▸ Collected material:
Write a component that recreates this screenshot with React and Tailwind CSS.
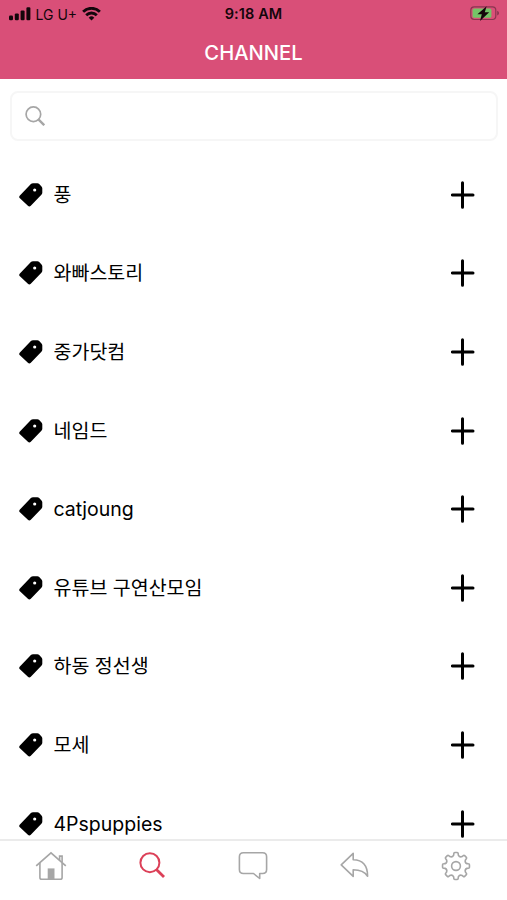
const channels = [
  "풍",
  "와빠스토리",
  "중가닷컴",
  "네임드",
  "catjoung",
  "유튜브 구연산모임",
  "하동 정선생",
  "모세",
  "4Pspuppies",
];

function SignalIcon() {
  return (
    <svg width="22" height="14" viewBox="0 0 22 14" className="fill-[#14060b]">
      <rect x="0" y="8.6" width="4" height="4.6" rx="1.2" />
      <rect x="5.8" y="6.4" width="4" height="6.8" rx="1.2" />
      <rect x="11.6" y="3.4" width="4" height="9.8" rx="1.2" />
      <rect x="17.4" y="0.2" width="4" height="13" rx="1.2" />
    </svg>
  );
}

function WifiIcon() {
  return (
    <svg width="19" height="14" viewBox="0 0 19 14" fill="none" stroke="#14060b" strokeWidth="2.8">
      <path d="M1.1 4.7a12 12 0 0 1 16.8 0" />
      <path d="M4.2 8.2a7.5 7.5 0 0 1 10.6 0" />
      <path d="M6.7 10.7a4 4 0 0 1 5.6 0L9.5 13.6z" fill="#14060b" stroke="none" />
    </svg>
  );
}

function BatteryIcon() {
  return (
    <svg width="30" height="16" viewBox="0 0 30 16">
      <rect x="0.8" y="0.9" width="25" height="12.6" rx="3.4" fill="none" stroke="#8a3450" strokeWidth="1.2" />
      <rect x="2.6" y="2.6" width="18.8" height="9.2" rx="1.6" fill="#74c467" />
      <path d="M27.2 4.8c2.4 1 2.4 3.8 0 4.8z" fill="#8a3450" />
      <path d="M16.6.2 7.4 8.3h4.4l-1.8 6.7 9.2-8.8h-4.4z" fill="#14060b" />
    </svg>
  );
}

function SearchIcon({ className, size, strokeWidth }) {
  return (
    <svg width={size} height={size} viewBox="0 0 26 26" fill="none" stroke="currentColor" className={className}>
      <circle cx="10.9" cy="10.7" r="9.5" strokeWidth={strokeWidth} />
      <path d="m17.4 17.4 7.6 7.6" strokeWidth={strokeWidth * 1.4} />
    </svg>
  );
}

function TagIcon() {
  return (
    <svg width="24" height="24" viewBox="0 0 24 24" className="mt-px">
      <path
        fillRule="evenodd"
        d="M11.9 1Q12.8.2 14 .2h4.4q1.1 0 1.8.7l2.3 2.5q.8.8.8 1.9v4.5q0 1.2-.9 2L11.8 22.8q-1.5 1.3-2.9 0L.9 15.3q-1.4-1.4 0-2.8zM15.7 5.4a1.6 1.6 0 1 0 0 3.2 1.6 1.6 0 0 0 0-3.2z"
      />
    </svg>
  );
}

function PlusIcon() {
  return (
    <svg width="24" height="28" viewBox="0 0 24 28" stroke="#000" strokeWidth="3" strokeLinecap="round">
      <path d="M11.5 1.8v24.4M1.4 14h20.6" />
    </svg>
  );
}

function HomeIcon() {
  return (
    <svg width="32" height="30" viewBox="0 0 32 30" fill="none" stroke="#a6a6a6" strokeWidth="1.6">
      <path d="m1.2 14.9 14.8-13 14.8 13" strokeWidth="1.7" />
      <path d="M4.9 12v14.4q0 1.8 1.8 1.8h18.6q1.8 0 1.8-1.8V12" />
      <path d="M24.6 9V5.1h2.5V11" />
      <path d="M12.7 17.4h6.8v10.8h-6.8z" fill="#a6a6a6" stroke="none" />
    </svg>
  );
}

function ChatIcon() {
  return (
    <svg width="30" height="30" viewBox="0 0 30 30" fill="none" stroke="#a6a6a6" strokeWidth="1.6" strokeLinejoin="round">
      <path d="M5.4 1.8h19.2q4 0 4 4v12.7q0 4-4 4h-2.9v5l-6.2-5H5.4q-4 0-4-4V5.8q0-4 4-4z" />
    </svg>
  );
}

function ReplyIcon() {
  return (
    <svg width="30" height="30" viewBox="0 0 30 30" fill="none" stroke="#a6a6a6" strokeWidth="1.6" strokeLinejoin="round">
      <path d="M1.2 13.9 13.2 2.3v6.5c9.1.2 14.4 5 14.4 16.4-2.9-4.6-7.2-6.4-14.4-6.4v6.6z" />
    </svg>
  );
}

// one tooth of the gear, repeated every 45 degrees
function gearPath() {
  const at = (r, deg) => {
    const a = (deg * Math.PI) / 180;
    return `${(15 + r * Math.sin(a)).toFixed(2)} ${(15 - r * Math.cos(a)).toFixed(2)}`;
  };
  let d = "";
  for (let i = 0; i < 8; i++) {
    const a = i * 45;
    d += `${i ? "L" : "M"}${at(11.2, a - 12)}L${at(12.6, a - 10)}Q${at(13.6, a - 9)} ${at(13.5, a - 5)}`;
    d += `L${at(13.5, a + 5)}Q${at(13.6, a + 9)} ${at(12.6, a + 10)}L${at(11.2, a + 12)}`;
    d += `Q${at(9.2, a + 22.5)} ${at(11.2, a + 33)}`;
  }
  return d + "Z";
}

function GearIcon() {
  return (
    <svg width="30" height="30" viewBox="0 0 30 30" fill="none" stroke="#a6a6a6" strokeWidth="1.6" strokeLinejoin="round">
      <path d={gearPath()} />
      <circle cx="15" cy="15" r="4.4" />
    </svg>
  );
}

function ChannelRow({ name }) {
  return (
    <li className="flex h-[78.6px] shrink-0 items-center pr-8 pl-[19px]">
      <TagIcon />
      <span className="ml-[10.5px] flex-1 pt-px text-[19.5px] leading-7 whitespace-nowrap text-black">{name}</span>
      <button aria-label="Add" className="pt-px">
        <PlusIcon />
      </button>
    </li>
  );
}

export default function App() {
  return (
    <div className="flex h-[900px] w-[507px] flex-col overflow-hidden bg-white font-[Inter,'Noto_Sans_CJK_KR',sans-serif]">
      <header className="h-[79px] shrink-0 bg-[#d94f78]">
        <div className="grid h-7 grid-cols-3 items-center px-2 text-[#14060b]">
          <div className="flex items-center pl-[0.5px]">
            <SignalIcon />
            <span className="mr-[5px] ml-[5px] text-[14px] whitespace-nowrap">LG U+</span>
            <WifiIcon />
          </div>
          <span className="text-center text-[14.5px] font-semibold tracking-[0.1px]">9:18 AM</span>
          <div className="-mr-px flex justify-end">
            <BatteryIcon />
          </div>
        </div>
        <h1 className="pt-px text-center text-[20.2px] leading-12 font-medium text-white">CHANNEL</h1>
      </header>

      <main className="flex min-h-0 flex-1 flex-col overflow-hidden">
        <div className="mt-3 mr-[9px] ml-[10px] flex h-[50px] shrink-0 items-center rounded-lg border-2 border-[#f6f6f6] pl-[13px]">
          <SearchIcon size={20} strokeWidth={2.2} className="text-[#a6a6a6]" />
        </div>
        <ul className="mt-[14px] flex flex-col">
          {channels.map((name) => (
            <ChannelRow key={name} name={name} />
          ))}
        </ul>
      </main>

      <nav className="grid h-[61px] shrink-0 grid-cols-5 justify-items-center border-t-2 border-[#ebebeb] pt-[10px]">
        <HomeIcon />
        <SearchIcon size={26} strokeWidth={2} className="mt-px text-[#dc4058]" />
        <ChatIcon />
        <ReplyIcon />
        <GearIcon />
      </nav>
    </div>
  );
}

▸ Exercise:
Skip every picture and transcribe the data above exactly.

▸ Full response:
Write a component that recreates this screenshot with React and Tailwind CSS.
const channels = [
  "풍",
  "와빠스토리",
  "중가닷컴",
  "네임드",
  "catjoung",
  "유튜브 구연산모임",
  "하동 정선생",
  "모세",
  "4Pspuppies",
];

function SignalIcon() {
  return (
    <svg width="22" height="14" viewBox="0 0 22 14" className="fill-[#14060b]">
      <rect x="0" y="8.6" width="4" height="4.6" rx="1.2" />
      <rect x="5.8" y="6.4" width="4" height="6.8" rx="1.2" />
      <rect x="11.6" y="3.4" width="4" height="9.8" rx="1.2" />
      <rect x="17.4" y="0.2" width="4" height="13" rx="1.2" />
    </svg>
  );
}

function WifiIcon() {
  return (
    <svg width="19" height="14" viewBox="0 0 19 14" fill="none" stroke="#14060b" strokeWidth="2.8">
      <path d="M1.1 4.7a12 12 0 0 1 16.8 0" />
      <path d="M4.2 8.2a7.5 7.5 0 0 1 10.6 0" />
      <path d="M6.7 10.7a4 4 0 0 1 5.6 0L9.5 13.6z" fill="#14060b" stroke="none" />
    </svg>
  );
}

function BatteryIcon() {
  return (
    <svg width="30" height="16" viewBox="0 0 30 16">
      <rect x="0.8" y="0.9" width="25" height="12.6" rx="3.4" fill="none" stroke="#8a3450" strokeWidth="1.2" />
      <rect x="2.6" y="2.6" width="18.8" height="9.2" rx="1.6" fill="#74c467" />
      <path d="M27.2 4.8c2.4 1 2.4 3.8 0 4.8z" fill="#8a3450" />
      <path d="M16.6.2 7.4 8.3h4.4l-1.8 6.7 9.2-8.8h-4.4z" fill="#14060b" />
    </svg>
  );
}

function SearchIcon({ className, size, strokeWidth }) {
  return (
    <svg width={size} height={size} viewBox="0 0 26 26" fill="none" stroke="currentColor" className={className}>
      <circle cx="10.9" cy="10.7" r="9.5" strokeWidth={strokeWidth} />
      <path d="m17.4 17.4 7.6 7.6" strokeWidth={strokeWidth * 1.4} />
    </svg>
  );
}

function TagIcon() {
  return (
    <svg width="24" height="24" viewBox="0 0 24 24" className="mt-px">
      <path
        fillRule="evenodd"
        d="M11.9 1Q12.8.2 14 .2h4.4q1.1 0 1.8.7l2.3 2.5q.8.8.8 1.9v4.5q0 1.2-.9 2L11.8 22.8q-1.5 1.3-2.9 0L.9 15.3q-1.4-1.4 0-2.8zM15.7 5.4a1.6 1.6 0 1 0 0 3.2 1.6 1.6 0 0 0 0-3.2z"
      />
    </svg>
  );
}

function PlusIcon() {
  return (
    <svg width="24" height="28" viewBox="0 0 24 28" stroke="#000" strokeWidth="3" strokeLinecap="round">
      <path d="M11.5 1.8v24.4M1.4 14h20.6" />
    </svg>
  );
}

function HomeIcon() {
  return (
    <svg width="32" height="30" viewBox="0 0 32 30" fill="none" stroke="#a6a6a6" strokeWidth="1.6">
      <path d="m1.2 14.9 14.8-13 14.8 13" strokeWidth="1.7" />
      <path d="M4.9 12v14.4q0 1.8 1.8 1.8h18.6q1.8 0 1.8-1.8V12" />
      <path d="M24.6 9V5.1h2.5V11" />
      <path d="M12.7 17.4h6.8v10.8h-6.8z" fill="#a6a6a6" stroke="none" />
    </svg>
  );
}

function ChatIcon() {
  return (
    <svg width="30" height="30" viewBox="0 0 30 30" fill="none" stroke="#a6a6a6" strokeWidth="1.6" strokeLinejoin="round">
      <path d="M5.4 1.8h19.2q4 0 4 4v12.7q0 4-4 4h-2.9v5l-6.2-5H5.4q-4 0-4-4V5.8q0-4 4-4z" />
    </svg>
  );
}

function ReplyIcon() {
  return (
    <svg width="30" height="30" viewBox="0 0 30 30" fill="none" stroke="#a6a6a6" strokeWidth="1.6" strokeLinejoin="round">
      <path d="M1.2 13.9 13.2 2.3v6.5c9.1.2 14.4 5 14.4 16.4-2.9-4.6-7.2-6.4-14.4-6.4v6.6z" />
    </svg>
  );
}

// one tooth of the gear, repeated every 45 degrees
function gearPath() {
  const at = (r, deg) => {
    const a = (deg * Math.PI) / 180;
    return `${(15 + r * Math.sin(a)).toFixed(2)} ${(15 - r * Math.cos(a)).toFixed(2)}`;
  };
  let d = "";
  for (let i = 0; i < 8; i++) {
    const a = i * 45;
    d += `${i ? "L" : "M"}${at(11.2, a - 12)}L${at(12.6, a - 10)}Q${at(13.6, a - 9)} ${at(13.5, a - 5)}`;
    d += `L${at(13.5, a + 5)}Q${at(13.6, a + 9)} ${at(12.6, a + 10)}L${at(11.2, a + 12)}`;
    d += `Q${at(9.2, a + 22.5)} ${at(11.2, a + 33)}`;
  }
  return d + "Z";
}

function GearIcon() {
  return (
    <svg width="30" height="30" viewBox="0 0 30 30" fill="none" stroke="#a6a6a6" strokeWidth="1.6" strokeLinejoin="round">
      <path d={gearPath()} />
      <circle cx="15" cy="15" r="4.4" />
    </svg>
  );
}

function ChannelRow({ name }) {
  return (
    <li className="flex h-[78.6px] shrink-0 items-center pr-8 pl-[19px]">
      <TagIcon />
      <span className="ml-[10.5px] flex-1 pt-px text-[19.5px] leading-7 whitespace-nowrap text-black">{name}</span>
      <button aria-label="Add" className="pt-px">
        <PlusIcon />
      </button>
    </li>
  );
}

export default function App() {
  return (
    <div className="flex h-[900px] w-[507px] flex-col overflow-hidden bg-white font-[Inter,'Noto_Sans_CJK_KR',sans-serif]">
      <header className="h-[79px] shrink-0 bg-[#d94f78]">
        <div className="grid h-7 grid-cols-3 items-center px-2 text-[#14060b]">
          <div className="flex items-center pl-[0.5px]">
            <SignalIcon />
            <span className="mr-[5px] ml-[5px] text-[14px] whitespace-nowrap">LG U+</span>
            <WifiIcon />
          </div>
          <span className="text-center text-[14.5px] font-semibold tracking-[0.1px]">9:18 AM</span>
          <div className="-mr-px flex justify-end">
            <BatteryIcon />
          </div>
        </div>
        <h1 className="pt-px text-center text-[20.2px] leading-12 font-medium text-white">CHANNEL</h1>
      </header>

      <main className="flex min-h-0 flex-1 flex-col overflow-hidden">
        <div className="mt-3 mr-[9px] ml-[10px] flex h-[50px] shrink-0 items-center rounded-lg border-2 border-[#f6f6f6] pl-[13px]">
          <SearchIcon size={20} strokeWidth={2.2} className="text-[#a6a6a6]" />
        </div>
        <ul className="mt-[14px] flex flex-col">
          {channels.map((name) => (
            <ChannelRow key={name} name={name} />
          ))}
        </ul>
      </main>

      <nav className="grid h-[61px] shrink-0 grid-cols-5 justify-items-center border-t-2 border-[#ebebeb] pt-[10px]">
        <HomeIcon />
        <SearchIcon size={26} strokeWidth={2} className="mt-px text-[#dc4058]" />
        <ChatIcon />
        <ReplyIcon />
        <GearIcon />
      </nav>
    </div>
  );
}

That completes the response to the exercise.